CHEERS - To a growing community bank. Patriot Federal Bank opened in 2005 in Canajoharie, then came to Johnstown in 2007, and now is building a branch in Amsterdam. Last year, the bank moved from a building it was leasing in Johnstown to a new building on Route 30A. At that time, Gordon Coleman, chief executive officer of Patriot Federal Bank, said a community bank has several advantages over a regionally owned bank whose decisions are made out of town. He said Patriot Federal's loan rates are competitive, and the decision-makers are in the local branches. So far, their decisions have resulted in positive growth. The new Amsterdam branch is expected to open in March.

CHEERS - To great young voices. The Greater Johnstown School District Board of Education recently recognized two Johnstown High School chorus members, junior Kevin Ammann and senior Helaina Stergas. Ammann is headed to the 77th Annual New York State School Music Association Conference in Rochester for rehearsals and a performance at the Eastman Theater. Stergas was selected as an alternate for the conference. In addition, Lindsey Howard, a Gloversville High School senior, will perform at the conference in Rochester. We join in singing high praises of these students' accomplishments.

JEERS - To another possible Fulton County tax increase. The county is working on a 2013 budget proposal that would raise the average property-tax rate by nearly 8 percent and exceed the state-imposed tax-levy cap for the second year in a row. The budget proposal would carry a tax levy - the amount of money raised in property taxes - of more than $30 million. We understand state-mandated costs pose a difficult challenge for county leaders, but they can find ways to stay under the tax cap. Property taxpayers, suffering through a down economy and years of municipal and school tax increases, can't afford to keep paying more. The county Board of Supervisors is considering using money from the fund balance to lower the tax increase. That certainly would help. Incidentally, the county tax levy 10 years ago - in 2003 - was $23.2 million.

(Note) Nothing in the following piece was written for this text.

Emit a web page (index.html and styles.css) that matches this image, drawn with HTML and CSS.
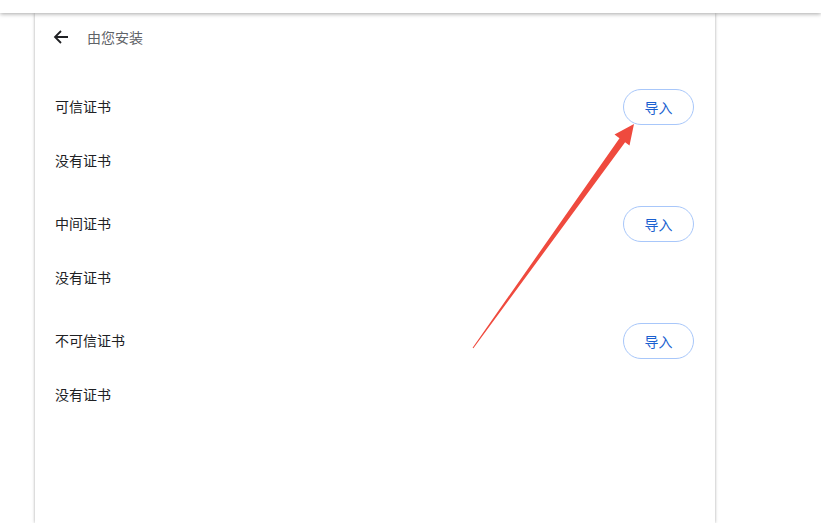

CHEERS - To rising from the ashes. The new Mayfield Presbyterian Church is making steady progress and could open in two or three months, thanks to the dedication of its members. The congregation was dealt a major blow on April 28, 2011, when lightning struck the church's steeple and the building burned. But members didn't give up. They raised money and continued to meet at another location. The new church, at the site of the old one, is taking shape. It will be able to seat more than 200 people. We salute the church's pastor, the Rev. Bonnie Orth, and all the members who persevered and worked hard to rebuild their place of worship.